-- SOURCE DATA --

-----

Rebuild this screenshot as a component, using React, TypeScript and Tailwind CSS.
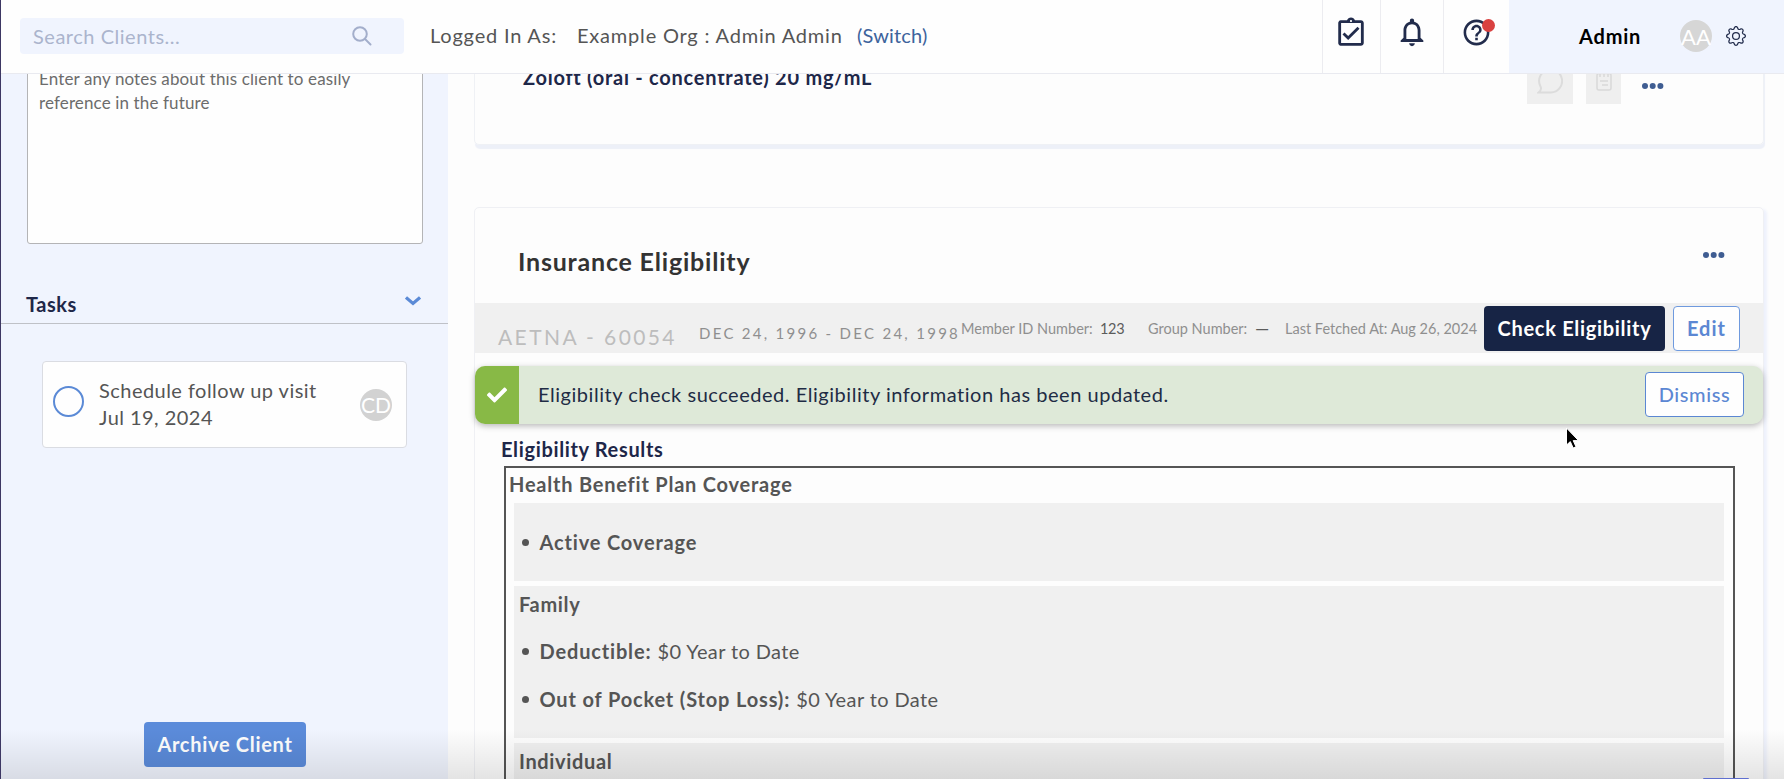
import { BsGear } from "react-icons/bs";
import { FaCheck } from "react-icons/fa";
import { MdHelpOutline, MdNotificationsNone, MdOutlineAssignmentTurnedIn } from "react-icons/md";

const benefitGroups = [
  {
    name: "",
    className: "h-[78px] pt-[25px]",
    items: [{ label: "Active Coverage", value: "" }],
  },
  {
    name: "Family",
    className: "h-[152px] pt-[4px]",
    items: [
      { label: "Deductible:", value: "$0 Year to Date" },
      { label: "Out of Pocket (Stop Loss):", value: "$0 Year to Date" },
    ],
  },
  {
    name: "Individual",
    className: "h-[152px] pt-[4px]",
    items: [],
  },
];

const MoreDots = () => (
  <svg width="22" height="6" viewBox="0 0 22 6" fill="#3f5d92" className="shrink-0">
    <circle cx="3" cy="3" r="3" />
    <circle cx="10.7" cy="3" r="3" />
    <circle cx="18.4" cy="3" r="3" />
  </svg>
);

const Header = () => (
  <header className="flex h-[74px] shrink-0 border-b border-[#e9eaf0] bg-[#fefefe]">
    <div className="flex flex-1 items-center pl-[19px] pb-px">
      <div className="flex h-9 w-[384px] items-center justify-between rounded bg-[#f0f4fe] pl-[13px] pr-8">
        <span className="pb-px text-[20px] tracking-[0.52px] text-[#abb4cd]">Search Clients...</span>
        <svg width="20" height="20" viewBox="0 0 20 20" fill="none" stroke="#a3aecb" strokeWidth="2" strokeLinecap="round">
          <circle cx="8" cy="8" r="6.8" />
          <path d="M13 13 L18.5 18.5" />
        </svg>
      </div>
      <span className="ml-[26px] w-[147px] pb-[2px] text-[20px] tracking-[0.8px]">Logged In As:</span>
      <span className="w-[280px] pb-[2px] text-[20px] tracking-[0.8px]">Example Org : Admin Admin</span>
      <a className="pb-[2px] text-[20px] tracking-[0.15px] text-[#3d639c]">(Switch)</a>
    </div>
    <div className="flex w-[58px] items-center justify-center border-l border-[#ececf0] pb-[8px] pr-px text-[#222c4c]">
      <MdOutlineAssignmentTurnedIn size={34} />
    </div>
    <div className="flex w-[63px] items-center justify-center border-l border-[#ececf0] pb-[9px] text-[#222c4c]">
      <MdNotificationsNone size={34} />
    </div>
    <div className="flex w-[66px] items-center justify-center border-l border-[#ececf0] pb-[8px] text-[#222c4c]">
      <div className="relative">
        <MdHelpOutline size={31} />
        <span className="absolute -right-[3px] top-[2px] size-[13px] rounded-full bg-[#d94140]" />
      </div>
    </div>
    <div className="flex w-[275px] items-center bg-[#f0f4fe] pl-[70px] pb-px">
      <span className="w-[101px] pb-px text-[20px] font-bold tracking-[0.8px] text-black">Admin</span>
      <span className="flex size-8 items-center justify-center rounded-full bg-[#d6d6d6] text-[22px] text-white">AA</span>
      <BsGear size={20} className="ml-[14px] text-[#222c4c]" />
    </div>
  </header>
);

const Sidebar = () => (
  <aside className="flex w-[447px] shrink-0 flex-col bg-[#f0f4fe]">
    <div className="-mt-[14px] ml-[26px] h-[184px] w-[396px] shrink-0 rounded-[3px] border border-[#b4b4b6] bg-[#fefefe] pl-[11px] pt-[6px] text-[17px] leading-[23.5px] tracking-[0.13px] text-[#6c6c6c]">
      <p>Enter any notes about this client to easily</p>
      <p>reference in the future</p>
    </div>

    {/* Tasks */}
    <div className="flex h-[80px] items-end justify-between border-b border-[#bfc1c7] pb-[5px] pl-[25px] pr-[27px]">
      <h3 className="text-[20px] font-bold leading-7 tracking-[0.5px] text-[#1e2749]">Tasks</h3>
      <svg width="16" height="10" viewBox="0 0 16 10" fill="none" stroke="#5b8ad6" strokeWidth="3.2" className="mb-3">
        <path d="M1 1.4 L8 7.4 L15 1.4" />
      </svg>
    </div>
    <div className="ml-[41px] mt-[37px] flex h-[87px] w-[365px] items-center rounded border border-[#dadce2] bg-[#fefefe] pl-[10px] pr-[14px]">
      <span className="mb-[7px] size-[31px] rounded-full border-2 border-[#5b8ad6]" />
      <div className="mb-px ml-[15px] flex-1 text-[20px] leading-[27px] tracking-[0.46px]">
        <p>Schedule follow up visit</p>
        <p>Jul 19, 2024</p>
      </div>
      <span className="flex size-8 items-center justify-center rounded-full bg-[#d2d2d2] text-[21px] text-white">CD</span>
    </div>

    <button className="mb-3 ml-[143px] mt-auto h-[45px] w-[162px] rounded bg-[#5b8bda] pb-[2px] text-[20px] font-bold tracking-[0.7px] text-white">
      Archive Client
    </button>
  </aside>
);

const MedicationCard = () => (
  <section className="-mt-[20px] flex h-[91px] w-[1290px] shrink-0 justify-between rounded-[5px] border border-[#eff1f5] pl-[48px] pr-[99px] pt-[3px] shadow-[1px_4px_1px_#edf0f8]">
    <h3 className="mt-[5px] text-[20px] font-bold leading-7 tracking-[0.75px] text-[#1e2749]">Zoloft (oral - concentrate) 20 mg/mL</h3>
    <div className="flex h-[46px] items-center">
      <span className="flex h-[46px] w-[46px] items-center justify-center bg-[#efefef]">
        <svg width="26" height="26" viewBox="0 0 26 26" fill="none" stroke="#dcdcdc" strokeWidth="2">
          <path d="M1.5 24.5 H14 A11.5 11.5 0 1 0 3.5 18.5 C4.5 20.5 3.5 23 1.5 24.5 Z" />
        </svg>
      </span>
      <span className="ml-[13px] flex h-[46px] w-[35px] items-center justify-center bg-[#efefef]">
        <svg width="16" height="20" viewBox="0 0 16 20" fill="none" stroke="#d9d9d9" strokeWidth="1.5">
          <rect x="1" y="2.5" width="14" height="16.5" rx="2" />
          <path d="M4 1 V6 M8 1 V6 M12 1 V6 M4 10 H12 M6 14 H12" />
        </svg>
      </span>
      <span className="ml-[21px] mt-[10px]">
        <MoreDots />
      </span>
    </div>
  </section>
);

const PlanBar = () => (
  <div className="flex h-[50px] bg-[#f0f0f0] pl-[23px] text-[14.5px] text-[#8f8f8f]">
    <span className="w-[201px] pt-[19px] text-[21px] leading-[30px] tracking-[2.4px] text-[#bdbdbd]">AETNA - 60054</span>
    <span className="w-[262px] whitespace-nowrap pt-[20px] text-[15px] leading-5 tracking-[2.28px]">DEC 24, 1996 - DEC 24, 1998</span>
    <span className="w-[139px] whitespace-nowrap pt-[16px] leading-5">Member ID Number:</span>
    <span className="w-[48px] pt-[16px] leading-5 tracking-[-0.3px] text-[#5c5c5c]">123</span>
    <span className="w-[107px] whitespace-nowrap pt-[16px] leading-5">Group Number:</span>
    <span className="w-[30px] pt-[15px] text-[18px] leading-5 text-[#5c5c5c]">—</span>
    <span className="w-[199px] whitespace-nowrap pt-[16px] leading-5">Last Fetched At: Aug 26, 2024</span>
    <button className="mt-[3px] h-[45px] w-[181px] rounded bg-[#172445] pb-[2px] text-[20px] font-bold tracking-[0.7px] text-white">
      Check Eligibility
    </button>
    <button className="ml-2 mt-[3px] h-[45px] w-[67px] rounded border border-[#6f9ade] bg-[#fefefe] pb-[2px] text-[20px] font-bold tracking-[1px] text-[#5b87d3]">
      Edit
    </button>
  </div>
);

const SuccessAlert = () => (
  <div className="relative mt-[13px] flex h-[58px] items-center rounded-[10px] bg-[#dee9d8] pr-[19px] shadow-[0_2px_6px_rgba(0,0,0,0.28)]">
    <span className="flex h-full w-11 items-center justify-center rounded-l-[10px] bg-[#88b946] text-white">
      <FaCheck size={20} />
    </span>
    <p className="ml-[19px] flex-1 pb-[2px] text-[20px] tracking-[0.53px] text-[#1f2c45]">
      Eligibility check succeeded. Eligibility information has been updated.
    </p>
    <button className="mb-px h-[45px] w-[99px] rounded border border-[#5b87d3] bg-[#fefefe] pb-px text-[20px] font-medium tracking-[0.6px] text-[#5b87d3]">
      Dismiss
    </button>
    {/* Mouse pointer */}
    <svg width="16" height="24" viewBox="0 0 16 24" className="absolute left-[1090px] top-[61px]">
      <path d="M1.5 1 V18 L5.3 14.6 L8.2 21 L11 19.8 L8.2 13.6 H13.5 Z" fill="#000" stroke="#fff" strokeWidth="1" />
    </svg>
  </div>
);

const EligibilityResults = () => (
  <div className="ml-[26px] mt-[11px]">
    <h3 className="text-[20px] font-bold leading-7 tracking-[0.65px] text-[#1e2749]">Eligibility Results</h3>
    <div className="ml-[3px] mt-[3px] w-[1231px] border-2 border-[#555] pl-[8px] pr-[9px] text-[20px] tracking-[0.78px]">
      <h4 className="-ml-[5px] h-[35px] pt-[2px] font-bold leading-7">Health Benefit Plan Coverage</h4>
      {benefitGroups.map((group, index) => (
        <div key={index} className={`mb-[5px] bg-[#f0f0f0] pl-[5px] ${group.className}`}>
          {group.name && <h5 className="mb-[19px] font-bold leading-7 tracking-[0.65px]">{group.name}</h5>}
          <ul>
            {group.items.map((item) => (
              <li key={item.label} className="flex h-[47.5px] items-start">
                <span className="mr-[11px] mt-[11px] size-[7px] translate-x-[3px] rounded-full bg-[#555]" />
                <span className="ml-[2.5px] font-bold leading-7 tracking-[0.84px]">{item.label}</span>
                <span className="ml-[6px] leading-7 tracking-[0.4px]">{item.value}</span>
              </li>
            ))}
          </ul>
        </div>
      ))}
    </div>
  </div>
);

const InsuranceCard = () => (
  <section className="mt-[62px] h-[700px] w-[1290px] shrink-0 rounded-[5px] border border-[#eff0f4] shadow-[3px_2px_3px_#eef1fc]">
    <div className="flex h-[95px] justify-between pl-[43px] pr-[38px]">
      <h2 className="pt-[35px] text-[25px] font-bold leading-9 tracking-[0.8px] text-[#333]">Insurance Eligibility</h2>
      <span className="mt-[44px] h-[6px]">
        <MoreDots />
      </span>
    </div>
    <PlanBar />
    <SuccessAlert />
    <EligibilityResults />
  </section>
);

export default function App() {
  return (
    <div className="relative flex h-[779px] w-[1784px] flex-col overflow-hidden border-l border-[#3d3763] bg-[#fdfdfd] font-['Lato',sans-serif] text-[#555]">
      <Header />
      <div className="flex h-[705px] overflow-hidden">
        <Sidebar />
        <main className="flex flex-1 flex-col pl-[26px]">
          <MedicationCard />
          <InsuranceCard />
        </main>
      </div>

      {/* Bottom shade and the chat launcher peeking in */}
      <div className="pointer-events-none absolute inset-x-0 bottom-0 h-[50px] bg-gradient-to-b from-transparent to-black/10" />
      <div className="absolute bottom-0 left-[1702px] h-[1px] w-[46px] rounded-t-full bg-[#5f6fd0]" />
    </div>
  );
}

-----

-- TASK OBJECTIVE --
Repeat the listing above from its first line through the line that contains "MdHelpOutline, MdNotificationsNone, MdOutlineAssignmentTurnedIn", both included, and nothing more. Drop the pictures.

-- RESULT OF THE EXERCISE --
Rebuild this screenshot as a component, using React, TypeScript and Tailwind CSS.
import { BsGear } from "react-icons/bs";
import { FaCheck } from "react-icons/fa";
import { MdHelpOutline, MdNotificationsNone, MdOutlineAssignmentTurnedIn } from "react-icons/md";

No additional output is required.